Source material.
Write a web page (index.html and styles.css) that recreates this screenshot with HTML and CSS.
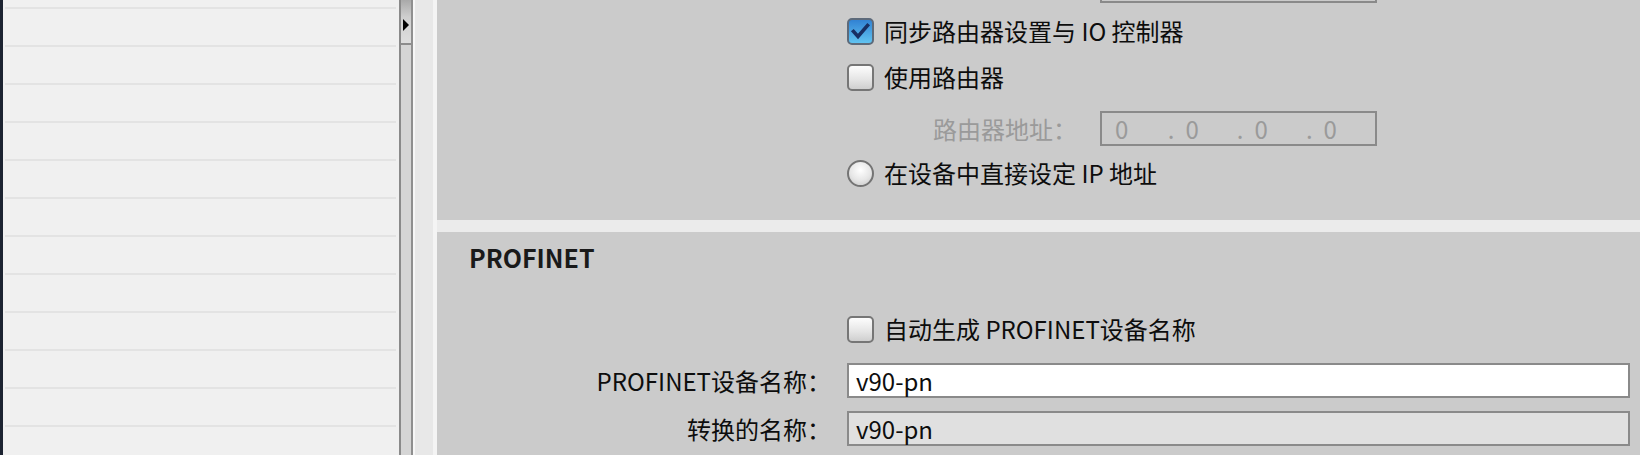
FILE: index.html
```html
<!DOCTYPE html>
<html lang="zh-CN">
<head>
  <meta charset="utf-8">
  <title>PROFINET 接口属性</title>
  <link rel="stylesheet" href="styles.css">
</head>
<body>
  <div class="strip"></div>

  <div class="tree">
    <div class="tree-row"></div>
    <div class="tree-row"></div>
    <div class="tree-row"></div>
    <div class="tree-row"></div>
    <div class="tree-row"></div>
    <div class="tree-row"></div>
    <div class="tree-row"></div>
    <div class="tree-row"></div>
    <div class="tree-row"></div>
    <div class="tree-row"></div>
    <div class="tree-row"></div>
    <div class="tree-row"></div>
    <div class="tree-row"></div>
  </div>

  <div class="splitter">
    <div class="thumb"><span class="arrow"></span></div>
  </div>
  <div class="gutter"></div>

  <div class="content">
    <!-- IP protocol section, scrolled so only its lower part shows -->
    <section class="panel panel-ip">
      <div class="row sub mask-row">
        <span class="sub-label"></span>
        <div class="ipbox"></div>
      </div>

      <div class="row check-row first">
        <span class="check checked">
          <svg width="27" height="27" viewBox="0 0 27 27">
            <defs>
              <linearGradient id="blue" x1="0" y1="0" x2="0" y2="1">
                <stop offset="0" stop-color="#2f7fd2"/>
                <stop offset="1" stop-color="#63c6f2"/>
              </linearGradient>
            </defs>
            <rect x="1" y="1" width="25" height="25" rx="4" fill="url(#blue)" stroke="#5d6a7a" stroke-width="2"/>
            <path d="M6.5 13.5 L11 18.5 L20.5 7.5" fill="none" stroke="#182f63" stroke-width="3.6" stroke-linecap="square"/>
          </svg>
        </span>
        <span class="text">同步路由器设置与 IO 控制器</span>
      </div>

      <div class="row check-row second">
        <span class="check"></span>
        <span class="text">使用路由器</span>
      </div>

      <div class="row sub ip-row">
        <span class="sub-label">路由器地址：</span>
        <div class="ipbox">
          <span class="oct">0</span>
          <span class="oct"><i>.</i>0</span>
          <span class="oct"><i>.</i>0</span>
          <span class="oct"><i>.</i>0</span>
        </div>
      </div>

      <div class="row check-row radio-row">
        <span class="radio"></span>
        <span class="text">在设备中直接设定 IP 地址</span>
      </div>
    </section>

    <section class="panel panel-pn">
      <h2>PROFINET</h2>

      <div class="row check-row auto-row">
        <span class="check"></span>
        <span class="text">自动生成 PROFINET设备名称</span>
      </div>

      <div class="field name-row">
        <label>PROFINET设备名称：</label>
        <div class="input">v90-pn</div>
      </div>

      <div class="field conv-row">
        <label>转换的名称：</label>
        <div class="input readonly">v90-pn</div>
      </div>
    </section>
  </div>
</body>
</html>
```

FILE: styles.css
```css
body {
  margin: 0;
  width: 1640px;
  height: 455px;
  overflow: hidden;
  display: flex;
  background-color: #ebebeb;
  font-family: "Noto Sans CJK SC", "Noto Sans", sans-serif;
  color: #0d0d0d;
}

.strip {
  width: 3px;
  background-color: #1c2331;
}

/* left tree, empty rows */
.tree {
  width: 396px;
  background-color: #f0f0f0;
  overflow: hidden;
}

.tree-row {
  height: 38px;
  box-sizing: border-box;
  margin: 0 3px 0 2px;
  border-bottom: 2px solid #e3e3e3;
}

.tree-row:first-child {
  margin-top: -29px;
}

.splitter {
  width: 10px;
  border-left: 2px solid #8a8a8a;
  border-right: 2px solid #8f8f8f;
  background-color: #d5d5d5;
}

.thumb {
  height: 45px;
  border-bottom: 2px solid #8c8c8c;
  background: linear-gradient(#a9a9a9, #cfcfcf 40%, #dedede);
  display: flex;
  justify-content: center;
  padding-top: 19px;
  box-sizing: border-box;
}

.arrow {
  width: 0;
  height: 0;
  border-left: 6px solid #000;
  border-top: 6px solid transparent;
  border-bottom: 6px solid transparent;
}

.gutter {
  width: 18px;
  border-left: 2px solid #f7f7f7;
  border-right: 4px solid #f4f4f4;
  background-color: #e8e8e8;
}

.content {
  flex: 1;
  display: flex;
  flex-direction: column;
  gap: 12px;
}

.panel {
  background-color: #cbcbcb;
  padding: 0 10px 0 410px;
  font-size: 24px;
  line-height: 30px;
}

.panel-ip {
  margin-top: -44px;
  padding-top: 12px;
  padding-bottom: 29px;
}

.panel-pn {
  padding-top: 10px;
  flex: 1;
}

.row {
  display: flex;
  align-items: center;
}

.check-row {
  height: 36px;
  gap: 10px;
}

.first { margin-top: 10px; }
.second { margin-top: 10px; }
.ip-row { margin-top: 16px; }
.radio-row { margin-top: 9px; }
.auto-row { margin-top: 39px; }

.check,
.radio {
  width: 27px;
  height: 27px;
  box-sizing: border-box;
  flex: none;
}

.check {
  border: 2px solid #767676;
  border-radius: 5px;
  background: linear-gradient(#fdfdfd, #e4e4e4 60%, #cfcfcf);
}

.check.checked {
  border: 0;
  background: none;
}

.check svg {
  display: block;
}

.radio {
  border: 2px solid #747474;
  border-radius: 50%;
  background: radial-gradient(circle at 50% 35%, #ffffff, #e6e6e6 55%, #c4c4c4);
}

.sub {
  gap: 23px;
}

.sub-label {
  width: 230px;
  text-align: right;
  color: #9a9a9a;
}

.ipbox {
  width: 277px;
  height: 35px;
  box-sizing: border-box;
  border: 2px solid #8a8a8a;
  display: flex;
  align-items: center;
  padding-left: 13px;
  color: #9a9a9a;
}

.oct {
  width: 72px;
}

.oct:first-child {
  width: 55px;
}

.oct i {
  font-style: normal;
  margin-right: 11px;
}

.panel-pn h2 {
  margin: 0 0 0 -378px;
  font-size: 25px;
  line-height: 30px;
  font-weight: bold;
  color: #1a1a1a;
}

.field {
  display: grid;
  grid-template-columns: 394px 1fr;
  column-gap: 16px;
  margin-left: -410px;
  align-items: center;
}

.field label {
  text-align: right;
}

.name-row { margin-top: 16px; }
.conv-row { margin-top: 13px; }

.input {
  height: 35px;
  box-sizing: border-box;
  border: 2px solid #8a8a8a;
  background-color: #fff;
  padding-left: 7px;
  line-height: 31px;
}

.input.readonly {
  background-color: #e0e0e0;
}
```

Prompt. Tally how many lines in the material above hold the word "styles". Write only that number.

Solution to the problem. 3